━━━ Supplied material
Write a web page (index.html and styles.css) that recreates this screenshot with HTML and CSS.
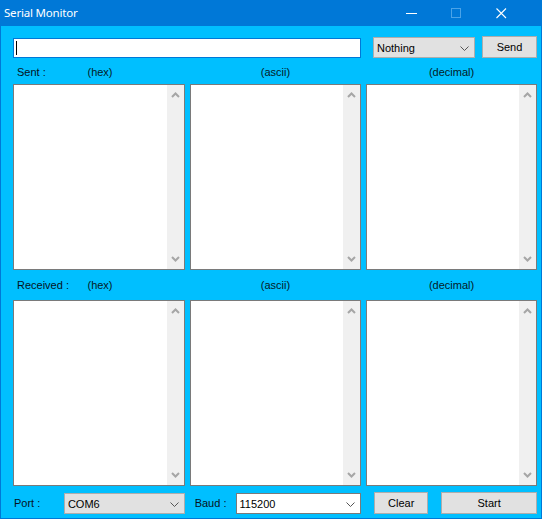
FILE: index.html
```html
<!DOCTYPE html>
<html>
<head>
<meta charset="utf-8">
<title>Serial Monitor</title>
<link rel="stylesheet" href="styles.css">
</head>
<body>
<div class="window">
  <div class="titlebar">
    <span class="title">Serial Monitor</span>
    <span class="tb-btn"><svg width="11" height="11" viewBox="0 0 11 11"><line x1="0" y1="5.5" x2="11" y2="5.5" stroke="#fff" stroke-width="1"/></svg></span>
    <span class="tb-btn"><svg width="11" height="11" viewBox="0 0 11 11"><rect x="0.5" y="0.5" width="9" height="9" fill="none" stroke="#4aa3e8" stroke-width="1"/></svg></span>
    <span class="tb-btn"><svg width="11" height="11" viewBox="0 0 11 11"><path d="M0.5 0.5 L10 10 M10 0.5 L0.5 10" stroke="#fff" stroke-width="1.1" fill="none"/></svg></span>
  </div>
  <div class="content">
    <div class="row-send">
      <div class="input"><span class="caret"></span></div>
      <div class="select grey w-nothing"><span>Nothing</span><svg class="chev" width="9" height="5" viewBox="0 0 9 5"><polyline points="0.5,0.5 4.5,4.5 8.5,0.5" fill="none" stroke="#555" stroke-width="1"/></svg></div>
      <div class="button w-send">Send</div>
    </div>
    <div class="labels">
      <div class="lab-first"><span class="cap">Sent :</span><span class="kind">(hex)</span><span></span></div>
      <div class="lab"><span class="kind">(ascii)</span></div>
      <div class="lab"><span class="kind">(decimal)</span></div>
    </div>
    <div class="panes">
      <div class="pane"><div class="area"></div><div class="scroll"><svg width="9" height="6" viewBox="0 0 9 6"><polyline points="1,5 4.5,1.5 8,5" fill="none" stroke="#a6a6a6" stroke-width="2"/></svg><svg width="9" height="6" viewBox="0 0 9 6"><polyline points="1,1 4.5,4.5 8,1" fill="none" stroke="#a6a6a6" stroke-width="2"/></svg></div></div>
      <div class="pane"><div class="area"></div><div class="scroll"><svg width="9" height="6" viewBox="0 0 9 6"><polyline points="1,5 4.5,1.5 8,5" fill="none" stroke="#a6a6a6" stroke-width="2"/></svg><svg width="9" height="6" viewBox="0 0 9 6"><polyline points="1,1 4.5,4.5 8,1" fill="none" stroke="#a6a6a6" stroke-width="2"/></svg></div></div>
      <div class="pane"><div class="area"></div><div class="scroll"><svg width="9" height="6" viewBox="0 0 9 6"><polyline points="1,5 4.5,1.5 8,5" fill="none" stroke="#a6a6a6" stroke-width="2"/></svg><svg width="9" height="6" viewBox="0 0 9 6"><polyline points="1,1 4.5,4.5 8,1" fill="none" stroke="#a6a6a6" stroke-width="2"/></svg></div></div>
    </div>
    <div class="labels labels-recv">
      <div class="lab-first"><span class="cap">Received :</span><span class="kind">(hex)</span><span></span></div>
      <div class="lab"><span class="kind">(ascii)</span></div>
      <div class="lab"><span class="kind">(decimal)</span></div>
    </div>
    <div class="panes">
      <div class="pane"><div class="area"></div><div class="scroll"><svg width="9" height="6" viewBox="0 0 9 6"><polyline points="1,5 4.5,1.5 8,5" fill="none" stroke="#a6a6a6" stroke-width="2"/></svg><svg width="9" height="6" viewBox="0 0 9 6"><polyline points="1,1 4.5,4.5 8,1" fill="none" stroke="#a6a6a6" stroke-width="2"/></svg></div></div>
      <div class="pane"><div class="area"></div><div class="scroll"><svg width="9" height="6" viewBox="0 0 9 6"><polyline points="1,5 4.5,1.5 8,5" fill="none" stroke="#a6a6a6" stroke-width="2"/></svg><svg width="9" height="6" viewBox="0 0 9 6"><polyline points="1,1 4.5,4.5 8,1" fill="none" stroke="#a6a6a6" stroke-width="2"/></svg></div></div>
      <div class="pane"><div class="area"></div><div class="scroll"><svg width="9" height="6" viewBox="0 0 9 6"><polyline points="1,5 4.5,1.5 8,5" fill="none" stroke="#a6a6a6" stroke-width="2"/></svg><svg width="9" height="6" viewBox="0 0 9 6"><polyline points="1,1 4.5,4.5 8,1" fill="none" stroke="#a6a6a6" stroke-width="2"/></svg></div></div>
    </div>
    <div class="row-bottom">
      <span class="cap w-port">Port :</span>
      <div class="select grey w-com"><span>COM6</span><svg class="chev" width="9" height="5" viewBox="0 0 9 5"><polyline points="0.5,0.5 4.5,4.5 8.5,0.5" fill="none" stroke="#555" stroke-width="1"/></svg></div>
      <span class="cap w-baud">Baud :</span>
      <div class="select white w-baudsel"><span>115200</span><svg class="chev" width="9" height="5" viewBox="0 0 9 5"><polyline points="0.5,0.5 4.5,4.5 8.5,0.5" fill="none" stroke="#555" stroke-width="1"/></svg></div>
      <div class="button w-clear">Clear</div>
      <div class="button w-start">Start</div>
    </div>
  </div>
</div>
</body>
</html>
```

FILE: styles.css
```css
* { box-sizing: border-box; }
html, body { margin: 0; padding: 0; }
body { background: #00bfff; font-family: "Liberation Sans", Arial, sans-serif; font-size: 11px; color: #000; }

.window {
  width: 542px;
  height: 519px;
  border: 1px solid #0078d7;
  border-top: 0;
  background: #00bfff;
  display: flex;
  flex-direction: column;
  overflow: hidden;
}

.titlebar {
  height: 26px;
  margin: 0 -1px;
  background: #0078d7;
  display: flex;
  align-items: center;
  color: #fff;
  flex: none;
}
.title {
  flex: 1;
  padding-left: 4px;
  font-family: "Noto Sans", "DejaVu Sans", sans-serif;
  font-size: 11.5px;
  letter-spacing: -0.2px;
  padding-bottom: 1px;
}
.tb-btn {
  width: 45px;
  height: 26px;
  display: flex;
  align-items: center;
  justify-content: center;
}
.tb-btn:last-child { margin-right: 18px; }

.content {
  flex: 1;
  padding: 10px 4px 0 12px;
  display: flex;
  flex-direction: column;
}

.row-send {
  height: 22px;
  display: flex;
  align-items: center;
}
.input {
  width: 348px;
  height: 20px;
  margin-top: 2px;
  background: #fff;
  border: 1px solid #0078d7;
  display: flex;
  align-items: center;
  padding-left: 2px;
}
.caret { width: 1px; height: 14px; background: #000; }

.select {
  height: 21px;
  display: flex;
  align-items: center;
  justify-content: space-between;
  padding: 0 5px 0 3px;
}
.select .chev { margin-top: 1px; }
.grey { background: #e1e1e1; border: 1px solid #adadad; }
.white { background: #fff; border: 1px solid #7a7a7a; }
.w-nothing { width: 102px; margin-left: 12px; margin-top: 1px; }

.button {
  height: 22px;
  background: #e1e1e1;
  border: 1px solid #adadad;
  display: flex;
  align-items: center;
  justify-content: center;
  padding-bottom: 1px;
}
.w-send { width: 55px; margin-left: 7px; }

.labels {
  height: 26px;
  display: grid;
  grid-template-columns: 172px 171px 171px;
  column-gap: 5px;
  align-items: center;
  padding-top: 1px;
}
.labels-recv { height: 30px; padding-top: 0; }
.lab-first {
  display: grid;
  grid-template-columns: 1fr auto 1fr;
}
.lab-first .cap { padding-left: 4px; }
.lab { text-align: center; }
.cap { color: #06121c; }
.kind { color: #04201f; }
.lab-first .kind { padding-left: 2px; }

.panes {
  height: 186px;
  display: grid;
  grid-template-columns: 172px 171px 171px;
  column-gap: 5px;
}
.pane {
  border: 1px solid #7a7a7a;
  background: #fff;
  display: flex;
}
.area { flex: 1; }
.scroll {
  width: 17px;
  background: #f0f0f0;
  display: flex;
  flex-direction: column;
  justify-content: space-between;
  align-items: center;
  padding: 7px 0 7px;
}

.row-bottom {
  margin-top: 6px;
  height: 22px;
  display: flex;
  align-items: center;
}
.w-port { width: 51px; padding-left: 1px; }
.w-com { width: 121px; margin-top: 1px; }
.w-baud { width: 41px; margin-left: 10px; }
.w-baudsel { width: 126px; margin-top: 1px; }
.w-clear { width: 54px; margin-left: 13px; }
.w-start { width: 96px; margin-left: 13px; }
```
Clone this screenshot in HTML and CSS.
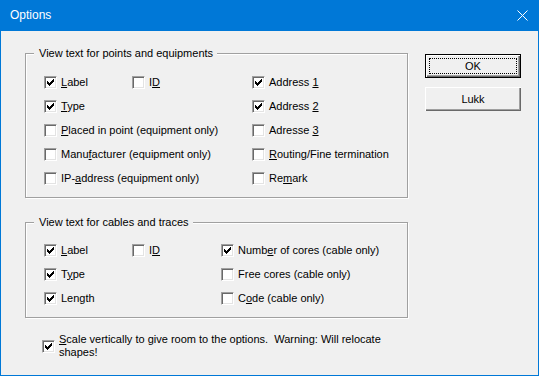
FILE: index.html
```html
<!DOCTYPE html>
<html>
<head>
<meta charset="utf-8">
<link rel="stylesheet" href="styles.css">
</head>
<body>
<div class="window">
  <div class="titlebar">
    <span class="title">Options</span>
    <svg class="close" width="11" height="11" viewBox="0 0 11 11"><path d="M0.5 0.5L10.5 10.5M10.5 0.5L0.5 10.5" stroke="#fff" stroke-width="1" fill="none"/></svg>
  </div>
  <div class="client">
    <div class="main">
      <div class="group g1">
        <span class="legend">View text for points and equipments</span>
        <div class="grid grid1">
          <label class="cb"><span class="box on"><svg viewBox="0 0 13 13" width="13" height="13"><path d="M3 5h1v3h-1zM4 6h1v3h-1zM5 7h1v3h-1zM6 6h1v3h-1zM7 5h1v3h-1zM8 4h1v3h-1zM9 3h1v3h-1z" fill="#000"/></svg></span><span class="txt"><u>L</u>abel</span></label>
          <label class="cb"><span class="box"></span><span class="txt">I<u>D</u></span></label>
          <label class="cb"><span class="box on"><svg viewBox="0 0 13 13" width="13" height="13"><path d="M3 5h1v3h-1zM4 6h1v3h-1zM5 7h1v3h-1zM6 6h1v3h-1zM7 5h1v3h-1zM8 4h1v3h-1zM9 3h1v3h-1z" fill="#000"/></svg></span><span class="txt">Address <u>1</u></span></label>

          <label class="cb"><span class="box on"><svg viewBox="0 0 13 13" width="13" height="13"><path d="M3 5h1v3h-1zM4 6h1v3h-1zM5 7h1v3h-1zM6 6h1v3h-1zM7 5h1v3h-1zM8 4h1v3h-1zM9 3h1v3h-1z" fill="#000"/></svg></span><span class="txt"><u>T</u>ype</span></label>
          <div></div>
          <label class="cb"><span class="box on"><svg viewBox="0 0 13 13" width="13" height="13"><path d="M3 5h1v3h-1zM4 6h1v3h-1zM5 7h1v3h-1zM6 6h1v3h-1zM7 5h1v3h-1zM8 4h1v3h-1zM9 3h1v3h-1z" fill="#000"/></svg></span><span class="txt">Address <u>2</u></span></label>

          <label class="cb span2"><span class="box"></span><span class="txt"><u>P</u>laced in point (equipment only)</span></label>
          <label class="cb"><span class="box"></span><span class="txt">Adresse <u>3</u></span></label>

          <label class="cb span2"><span class="box"></span><span class="txt">Manu<u>f</u>acturer (equipment only)</span></label>
          <label class="cb"><span class="box"></span><span class="txt"><u>R</u>outing/Fine termination</span></label>

          <label class="cb span2"><span class="box"></span><span class="txt">IP-<u>a</u>ddress (equipment only)</span></label>
          <label class="cb"><span class="box"></span><span class="txt">Re<u>m</u>ark</span></label>
        </div>
      </div>

      <div class="group g2">
        <span class="legend">View text for cables and traces</span>
        <div class="grid grid2">
          <label class="cb"><span class="box on"><svg viewBox="0 0 13 13" width="13" height="13"><path d="M3 5h1v3h-1zM4 6h1v3h-1zM5 7h1v3h-1zM6 6h1v3h-1zM7 5h1v3h-1zM8 4h1v3h-1zM9 3h1v3h-1z" fill="#000"/></svg></span><span class="txt"><u>L</u>abel</span></label>
          <label class="cb"><span class="box"></span><span class="txt">I<u>D</u></span></label>
          <label class="cb"><span class="box on"><svg viewBox="0 0 13 13" width="13" height="13"><path d="M3 5h1v3h-1zM4 6h1v3h-1zM5 7h1v3h-1zM6 6h1v3h-1zM7 5h1v3h-1zM8 4h1v3h-1zM9 3h1v3h-1z" fill="#000"/></svg></span><span class="txt">Numb<u>e</u>r of cores (cable only)</span></label>

          <label class="cb"><span class="box on"><svg viewBox="0 0 13 13" width="13" height="13"><path d="M3 5h1v3h-1zM4 6h1v3h-1zM5 7h1v3h-1zM6 6h1v3h-1zM7 5h1v3h-1zM8 4h1v3h-1zM9 3h1v3h-1z" fill="#000"/></svg></span><span class="txt">T<u>y</u>pe</span></label>
          <div></div>
          <label class="cb"><span class="box"></span><span class="txt">Free cores (cable only)</span></label>

          <label class="cb"><span class="box on"><svg viewBox="0 0 13 13" width="13" height="13"><path d="M3 5h1v3h-1zM4 6h1v3h-1zM5 7h1v3h-1zM6 6h1v3h-1zM7 5h1v3h-1zM8 4h1v3h-1zM9 3h1v3h-1z" fill="#000"/></svg></span><span class="txt">Len<u>g</u>th</span></label>
          <div></div>
          <label class="cb"><span class="box"></span><span class="txt">C<u>o</u>de (cable only)</span></label>
        </div>
      </div>

      <label class="cb scale"><span class="box on"><svg viewBox="0 0 13 13" width="13" height="13"><path d="M3 5h1v3h-1zM4 6h1v3h-1zM5 7h1v3h-1zM6 6h1v3h-1zM7 5h1v3h-1zM8 4h1v3h-1zM9 3h1v3h-1z" fill="#000"/></svg></span><span class="txt"><u>S</u>cale vertically to give room to the options.&nbsp; Warning: Will relocate<br>shapes!</span></label>
    </div>

    <div class="buttons">
      <div class="btn default"><span class="focus">OK</span></div>
      <div class="btn">Lukk</div>
    </div>
  </div>
</div>
</body>
</html>
```

FILE: styles.css
```css
* { box-sizing: border-box; }

html, body {
  margin: 0;
  padding: 0;
  background: #f0f0f0;
}

.window {
  width: 539px;
  height: 376px;
  background: #0078d7;
  padding: 0 1px 1px 1px;
  display: flex;
  flex-direction: column;
  font-family: "Liberation Sans", Arial, sans-serif;
  font-size: 11px;
  color: #000;
}

.titlebar {
  height: 31px;
  flex: none;
  display: flex;
  align-items: center;
  justify-content: space-between;
  padding: 0 10px 0 9px;
  color: #fff;
}

.title {
  font-family: "Segoe UI", "Liberation Sans", sans-serif;
  font-size: 12px;
  line-height: 16px;
  margin-top: -1px;
}

.close {
  display: block;
  margin-right: 0;
  margin-top: -1px;
}

.client {
  flex: 1;
  background: #f0f0f0;
  display: flex;
  align-items: flex-start;
  padding: 22px 0 0 24px;
}

.main {
  width: 383px;
  display: flex;
  flex-direction: column;
}

.group {
  position: relative;
  border: 1px solid #a0a0a0;
  box-shadow: inset 1px 1px 0 #fff, 1px 1px 0 #fff;
  padding: 16px 0 7px 18px;
}

.g2 {
  margin-top: 24px;
  padding-top: 15px;
}

.legend {
  position: absolute;
  top: -7px;
  left: 8px;
  line-height: 13px;
  padding: 0 4px 0 5px;
  background: #f0f0f0;
  white-space: nowrap;
}

.grid {
  display: grid;
  grid-auto-rows: 24px;
}

.grid1 { grid-template-columns: 88px 120px 1fr; }
.grid2 { grid-template-columns: 88px 89px 1fr; }

.span2 { grid-column: span 2; }

.cb {
  display: flex;
  align-items: center;
  white-space: nowrap;
}

.box {
  flex: none;
  width: 13px;
  height: 13px;
  background: #fff;
  border-top: 1px solid #a0a0a0;
  border-left: 1px solid #a0a0a0;
  border-right: 1px solid #fff;
  border-bottom: 1px solid #fff;
  box-shadow: inset 1px 1px 0 #696969, inset -1px -1px 0 #e3e3e3;
  position: relative;
}

.box svg {
  position: absolute;
  left: -1px;
  top: -1px;
  display: block;
}

.txt {
  margin-left: 4px;
  line-height: 13px;
}

u {
  text-decoration-thickness: 1px;
  text-underline-offset: 1px;
}

.scale {
  margin-top: 15px;
  margin-left: 17px;
  white-space: normal;
}

.buttons {
  margin-left: 17px;
  margin-top: 1px;
  display: flex;
  flex-direction: column;
  gap: 9px;
}

.btn {
  width: 96px;
  height: 24px;
  display: flex;
  align-items: center;
  justify-content: center;
  background: #f0f0f0;
  box-shadow: inset 1px 1px 0 #fff, inset -1px -1px 0 #696969, inset -2px -2px 0 #a0a0a0;
  line-height: 13px;
}

.btn.default {
  border: 1px solid #000;
  padding: 3px;
}

.focus {
  flex: 1;
  align-self: stretch;
  display: flex;
  align-items: center;
  justify-content: center;
  border: 1px dotted #000;
}
```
━━━━━━
Count every line in the data where the string "this" occurs. Give nothing except the number.

2